In für die ganze Kirchengeschichte überaus schwierigen Situationen waren heilige Männer und Frauen stets Quelle und Ursprung für eine Erneuerung. Heute brauchen wir dringend Heilige, um die wir Gott bitten müssen. Die Ordensgemeinschaften sind sich aufgrund des Versprechens der evangelischen Räte ihrer besonderen Sendung bewusst, und wir müssen sie zu dieser Sendung ermutigen. Apostolisch gesinnte Bewegungen und neue "geistliche Aufbrüche" stimmen sehr hoffnungsvoll, wenn sie rechtmäßig in der kirchlichen Gemeinschaft bleiben. Alle Laien sollen ihr Amt in der Kirche und im täglichen Leben, so in Familie, Arbeitsplatz, weltlicher Tätigkeit und Freizeit erfüllen, damit sie so die Welt vom Licht und Leben Christi durchdringen und umgestalten. Eine recht verstandene und gut in die Praxis umgesetzte Volksfrömmigkeit ist sehr nützlich, um die Heiligkeit des Volkes zu nähren. Deshalb verdient sie größere Aufmerksamkeit von seiten der Seelsorger.
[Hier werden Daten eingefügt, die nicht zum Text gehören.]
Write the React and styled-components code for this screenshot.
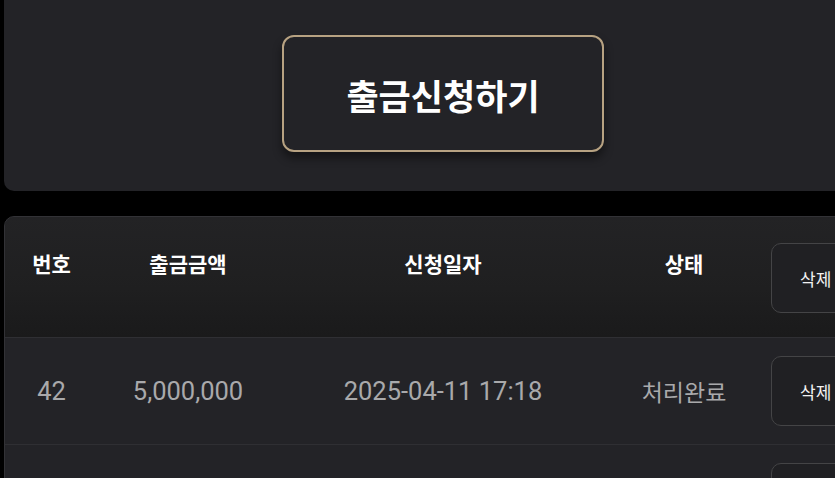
import React from "react";
import styled, { createGlobalStyle } from "styled-components";

const GlobalStyle = createGlobalStyle`
  html, body {
    margin: 0;
    padding: 0;
    background: #000;
    overflow: hidden;
  }
  body {
    font-family: "Noto Sans CJK KR", "Noto Sans", sans-serif;
  }
`;

const Page = styled.div`
  width: 878px;
  padding-left: 4px;
  margin-top: -40px;
  display: flex;
  flex-direction: column;
  gap: 25px;
`;

const RequestPanel = styled.section`
  height: 231px;
  box-sizing: border-box;
  padding-top: 75px;
  background: #232327;
  border-radius: 10px;
  display: flex;
  justify-content: center;
  align-items: flex-start;
`;

const RequestButton = styled.button`
  width: 322px;
  height: 117px;
  box-sizing: border-box;
  padding-top: 3px;
  background: #232327;
  border: 2px solid #b7a282;
  border-radius: 12px;
  box-shadow: 0 6px 10px rgba(0, 0, 0, 0.45);
  color: #fff;
  font-family: "Noto Sans CJK KR", sans-serif;
  font-weight: 700;
  font-size: 35px;
  cursor: pointer;
`;

const TablePanel = styled.section`
  background: #232327;
  border: 1px solid #323236;
  border-radius: 10px;
  overflow: hidden;
  height: 400px;
`;

const Row = styled.div`
  display: grid;
  grid-template-columns: 93px 180px 330px 152px 1fr;
  align-items: ${(p) => (p.$head ? "start" : "center")};
  height: ${(p) => (p.$head ? "121px" : "107px")};
  box-sizing: border-box;
  border-bottom: 1px solid #2f2f33;
  background: ${(p) =>
    p.$head ? "linear-gradient(180deg, #232325 0%, #1f1f20 60%, #1a1a1b 100%)" : "#232327"};
`;

const HeadCell = styled.div`
  padding-top: 32px;
  text-align: center;
  color: #fff;
  font-weight: 700;
  font-size: 21px;
  line-height: 28px;
`;

const Cell = styled.div`
  text-align: center;
  color: #a9a9ab;
  font-family: ${(p) => (p.$korean ? '"Noto Sans CJK KR", sans-serif' : 'Roboto, "Noto Sans CJK KR", sans-serif')};
  font-size: ${(p) => (p.$korean ? "23px" : "25.5px")};
  line-height: 30px;
`;

const DeleteButton = styled.button`
  margin-left: 11px;
  margin-top: ${(p) => (p.$head ? "26px" : "0")};
  width: 120px;
  height: 70px;
  box-sizing: border-box;
  background: #202023;
  border: 1.5px solid #444446;
  border-radius: 10px;
  color: #f2f2f2;
  font-family: "Noto Sans CJK KR", sans-serif;
  font-size: 17px;
  text-align: left;
  padding-left: 28px;
  cursor: pointer;
`;

const rows = [
  { id: 42, amount: "5,000,000", date: "2025-04-11 17:18", status: "처리완료" },
  { id: 41, amount: "3,000,000", date: "2025-04-10 12:02", status: "처리완료" },
];

export default function App() {
  return (
    <>
      <GlobalStyle />
      <Page>
        <RequestPanel>
          <RequestButton>출금신청하기</RequestButton>
        </RequestPanel>
        <TablePanel>
          <Row $head>
            <HeadCell>번호</HeadCell>
            <HeadCell>출금금액</HeadCell>
            <HeadCell>신청일자</HeadCell>
            <HeadCell>상태</HeadCell>
            <DeleteButton $head>삭제</DeleteButton>
          </Row>
          {rows.map((r) => (
            <Row key={r.id}>
              <Cell>{r.id}</Cell>
              <Cell>{r.amount}</Cell>
              <Cell>{r.date}</Cell>
              <Cell $korean>{r.status}</Cell>
              <DeleteButton>삭제</DeleteButton>
            </Row>
          ))}
        </TablePanel>
      </Page>
    </>
  );
}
Für alle Christen ist die selige Jungfrau Maria, die uns als Mutter in der Gnadenordnung vorstand (vgl. LG 61), das Beispiel der Heiligkeit und der vollkommenen Antwort auf den Ruf Gottes (vgl. LG Kap. VIII).

5. Empfehlungen

Heute ist es sehr notwendig, dass sich die Hirten der Kirche durch ihr Zeugnis der Heiligkeit auszeichnen. Schon in den Seminaren und Ordenshäusern soll man die Ausbildung so gestalten, dass die Kandidaten nicht nur intellektuell, sondern auch geistlich erzogen werden; sie müssen ernsthaft ins tägliche geistliche Leben eingeführt werden (Gebet, Meditation, Stundengebet, Bußsakrament und Eucharistie).

Nach dem Dekret "Presbyterorum ordinis" soll man sie so auf den priesterlichen Dienst vorbereiten, dass sie in ihrer seelsorglichen Liebe selbst Nahrung für ihr geistiges Leben finden (vgl. PO 16). So werden sie auch fähig sein, in ihrem Dienst den Gläubigen rechte Ratschläge für das geistliche Leben zu geben. Man muss eine wahre Erneuerung der Ordensgemeinschaften im ganzen unterstützen. Aber auch die Spiritualität der Laien, die in der Taufe gründet, ist zu fördern. Besonders förderungswürdig ist eine Spiritualität der Eheleute, die sich auf das Ehesakrament stützt und deren Hauptakzent in der Weitergabe des Glaubens an die kommende Generation liegt.